• WRITTEN INSTRUCTION:
In the listing below, identify each line with the word "screenshot" and return those lines.

* START INPUT MATERIAL *

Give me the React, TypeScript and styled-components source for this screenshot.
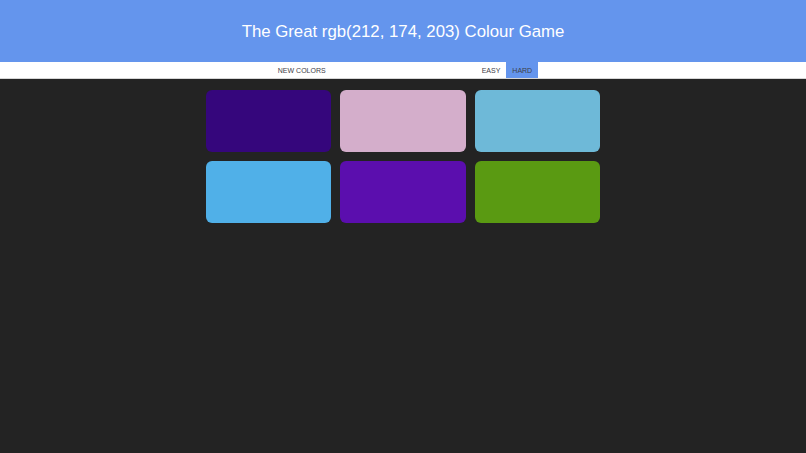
import styled, { createGlobalStyle } from "styled-components";

const GlobalStyle = createGlobalStyle`
    body {
        margin: 0;
        background-color: #232323;
        font-family: "Liberation Sans", Arial, sans-serif;
    }
`;

const Header = styled.header`
    display: flex;
    align-items: center;
    justify-content: center;
    height: 62px;
    padding-top: 1px;
    box-sizing: border-box;
    background-color: #6495ed;
`;

const Title = styled.h1`
    margin: 0;
    color: #ffffff;
    font-size: 16.8px;
    font-weight: normal;
`;

const Stripe = styled.nav`
    display: flex;
    justify-content: center;
    align-items: stretch;
    height: 16px;
    padding-left: 4px;
    background-color: #ffffff;
    border-bottom: 1px solid #d6d6d6;
`;

const NavButton = styled.button<{ $selected?: boolean }>`
    border: none;
    margin: 0;
    padding: 0 6px;
    font-family: inherit;
    font-size: 7px;
    text-transform: uppercase;
    color: #3c4048;
    background-color: ${(props) => (props.$selected ? "#6495ed" : "#ffffff")};
    cursor: pointer;
`;

const Message = styled.span`
    display: inline-block;
    width: 144px;
`;

const Board = styled.div`
    display: grid;
    grid-template-columns: repeat(3, 1fr);
    grid-auto-rows: 62px;
    gap: 9px;
    width: 394px;
    margin: 11px auto 0;
`;

const Square = styled.div<{ $color: string }>`
    border-radius: 6px;
    background-color: ${(props) => props.$color};
`;

const colors = [
    "rgb(53, 6, 124)",
    "rgb(212, 174, 203)",
    "rgb(110, 185, 216)",
    "rgb(80, 176, 232)",
    "rgb(91, 14, 174)",
    "rgb(90, 154, 18)",
];

function App() {
    return (
        <>
            <GlobalStyle />
            <Header>
                <Title>The Great rgb(212, 174, 203) Colour Game</Title>
            </Header>
            <Stripe>
                <NavButton>New Colors</NavButton>
                <Message />
                <NavButton>Easy</NavButton>
                <NavButton $selected>Hard</NavButton>
            </Stripe>
            <Board>
                {colors.map((c) => (
                    <Square key={c} $color={c} />
                ))}
            </Board>
        </>
    );
}

export default App;
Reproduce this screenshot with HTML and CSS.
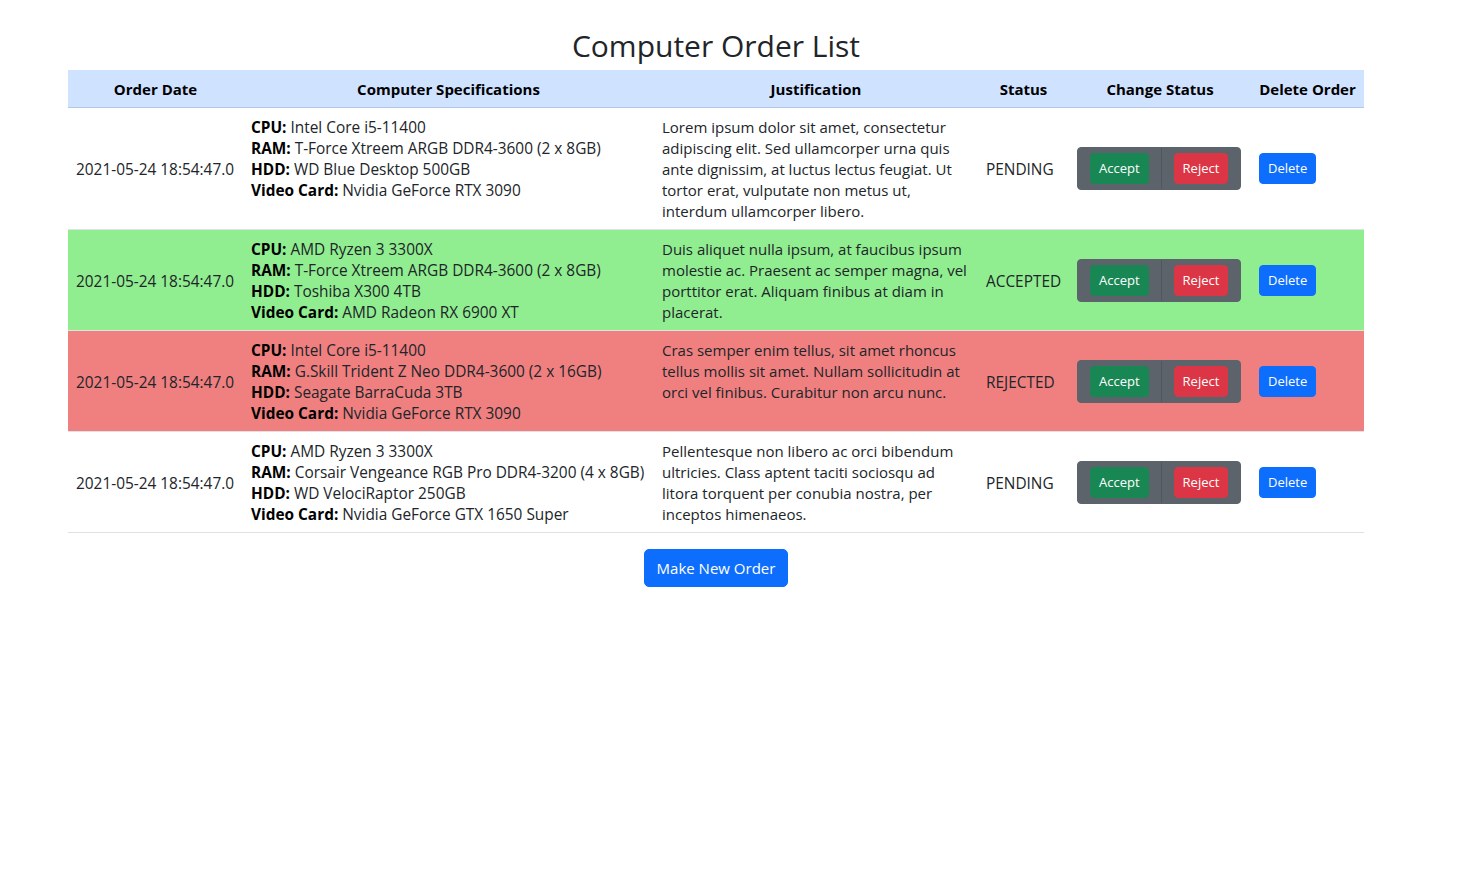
FILE: index.html
```html
<!DOCTYPE html>
<html lang="en">
<head>
<meta charset="utf-8">
<title>Computer Order List</title>
<link rel="stylesheet" href="styles.css">
</head>
<body>
<div class="page">
  <h1 class="title">Computer Order List</h1>
  <table class="orders">
    <colgroup>
      <col class="c-date"><col class="c-spec"><col class="c-just"><col class="c-status"><col class="c-change"><col class="c-del">
    </colgroup>
    <thead>
      <tr>
        <th>Order Date</th>
        <th>Computer Specifications</th>
        <th>Justification</th>
        <th>Status</th>
        <th>Change Status</th>
        <th>Delete Order</th>
      </tr>
    </thead>
    <tbody>
      <tr>
        <td>2021-05-24 18:54:47.0</td>
        <td class="top"><b>CPU:</b> Intel Core i5-11400<br><b>RAM:</b> T-Force Xtreem ARGB DDR4-3600 (2 x 8GB)<br><b>HDD:</b> WD Blue Desktop 500GB<br><b>Video Card:</b> Nvidia GeForce RTX 3090</td>
        <td class="top just">Lorem ipsum dolor sit amet, consectetur adipiscing elit. Sed ullamcorper urna quis ante dignissim, at luctus lectus feugiat. Ut tortor erat, vulputate non metus ut, interdum ullamcorper libero.</td>
        <td>PENDING</td>
        <td><div class="group"><span class="seg"><button class="btn sm green">Accept</button></span><span class="seg"><button class="btn sm red">Reject</button></span></div></td>
        <td><button class="btn sm blue">Delete</button></td>
      </tr>
      <tr class="accepted">
        <td>2021-05-24 18:54:47.0</td>
        <td class="top"><b>CPU:</b> AMD Ryzen 3 3300X<br><b>RAM:</b> T-Force Xtreem ARGB DDR4-3600 (2 x 8GB)<br><b>HDD:</b> Toshiba X300 4TB<br><b>Video Card:</b> AMD Radeon RX 6900 XT</td>
        <td class="top just">Duis aliquet nulla ipsum, at faucibus ipsum molestie ac. Praesent ac semper magna, vel porttitor erat. Aliquam finibus at diam in placerat.</td>
        <td>ACCEPTED</td>
        <td><div class="group"><span class="seg"><button class="btn sm green">Accept</button></span><span class="seg"><button class="btn sm red">Reject</button></span></div></td>
        <td><button class="btn sm blue">Delete</button></td>
      </tr>
      <tr class="rejected">
        <td>2021-05-24 18:54:47.0</td>
        <td class="top"><b>CPU:</b> Intel Core i5-11400<br><b>RAM:</b> G.Skill Trident Z Neo DDR4-3600 (2 x 16GB)<br><b>HDD:</b> Seagate BarraCuda 3TB<br><b>Video Card:</b> Nvidia GeForce RTX 3090</td>
        <td class="top just">Cras semper enim tellus, sit amet rhoncus tellus mollis sit amet. Nullam sollicitudin at orci vel finibus. Curabitur non arcu nunc.</td>
        <td>REJECTED</td>
        <td><div class="group"><span class="seg"><button class="btn sm green">Accept</button></span><span class="seg"><button class="btn sm red">Reject</button></span></div></td>
        <td><button class="btn sm blue">Delete</button></td>
      </tr>
      <tr>
        <td>2021-05-24 18:54:47.0</td>
        <td class="top"><b>CPU:</b> AMD Ryzen 3 3300X<br><b>RAM:</b> Corsair Vengeance RGB Pro DDR4-3200 (4 x 8GB)<br><b>HDD:</b> WD VelociRaptor 250GB<br><b>Video Card:</b> Nvidia GeForce GTX 1650 Super</td>
        <td class="top just">Pellentesque non libero ac orci bibendum ultricies. Class aptent taciti sociosqu ad litora torquent per conubia nostra, per inceptos himenaeos.</td>
        <td>PENDING</td>
        <td><div class="group"><span class="seg"><button class="btn sm green">Accept</button></span><span class="seg"><button class="btn sm red">Reject</button></span></div></td>
        <td><button class="btn sm blue">Delete</button></td>
      </tr>
    </tbody>
  </table>
  <div class="actions"><button class="btn blue big">Make New Order</button></div>
</div>
</body>
</html>
```
FILE: styles.css
```css
* { box-sizing: border-box; }
html, body { margin: 0; padding: 0; background: #fff; }
body {
  font-family: "Open Sans", "Noto Sans", sans-serif;
  font-size: 15.4px;
  color: #212529;
}
.page {
  width: 1296px;
  margin-left: 68px;
}
.title {
  margin: 0;
  padding-top: 26px;
  height: 70px;
  font-size: 30px;
  font-weight: 400;
  line-height: 40px;
  text-align: center;
  color: #212529;
}
.orders {
  width: 1296px;
  border-collapse: collapse;
  table-layout: fixed;
}
.c-date { width: 175px; }
.c-spec { width: 411px; }
.c-just { width: 324px; }
.c-status { width: 91px; }
.c-change { width: 182px; }
.c-del { width: 113px; }
.orders th, .orders td {
  padding: 9px 8px 7px;
  line-height: 21px;
  vertical-align: middle;
  border-bottom: 1px solid #dee2e6;
}
.orders td.top { vertical-align: top; }
.orders td.just { font-size: 15px; }
.orders th {
  background: #cfe2ff;
  font-size: 15px;
  font-weight: 700;
  white-space: nowrap;
  text-align: center;
  color: #000;
  border-bottom: 1px solid #b3c7e6;
}
.orders td { text-align: left; }
.orders tr.accepted td { background: #90ee90; }
.orders tr.rejected td { background: #f08080; }
.orders b { font-weight: 700; color: #000; }
.group {
  display: inline-flex;
  background: #5c636a;
  border: 1px solid #5c636a;
  border-radius: 4px;
  vertical-align: middle;
  margin-top: -2px;
}
.seg {
  display: inline-flex;
  padding: 5px 12px;
}
.seg + .seg { border-left: 1px solid #51575d; }
.btn {
  font-family: inherit;
  border: 1px solid transparent;
  color: #fff;
  border-radius: 4px;
  cursor: pointer;
}
.btn.sm {
  font-size: 13px;
  line-height: 21px;
  padding: 4px 8px;
}
td > .btn.sm { margin-top: -2px; vertical-align: middle; }
.green { background: #198754; border-color: #198754; }
.red { background: #dc3545; border-color: #dc3545; }
.blue { background: #0d6efd; border-color: #0d6efd; }
.actions {
  display: flex;
  justify-content: center;
  padding-top: 16px;
}
.btn.big {
  font-size: 15px;
  line-height: 24px;
  padding: 6px 12px;
  border-radius: 5px;
}
```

* END INPUT MATERIAL *

• FINISHED ANSWER:
Give me the React, TypeScript and styled-components source for this screenshot.
Reproduce this screenshot with HTML and CSS.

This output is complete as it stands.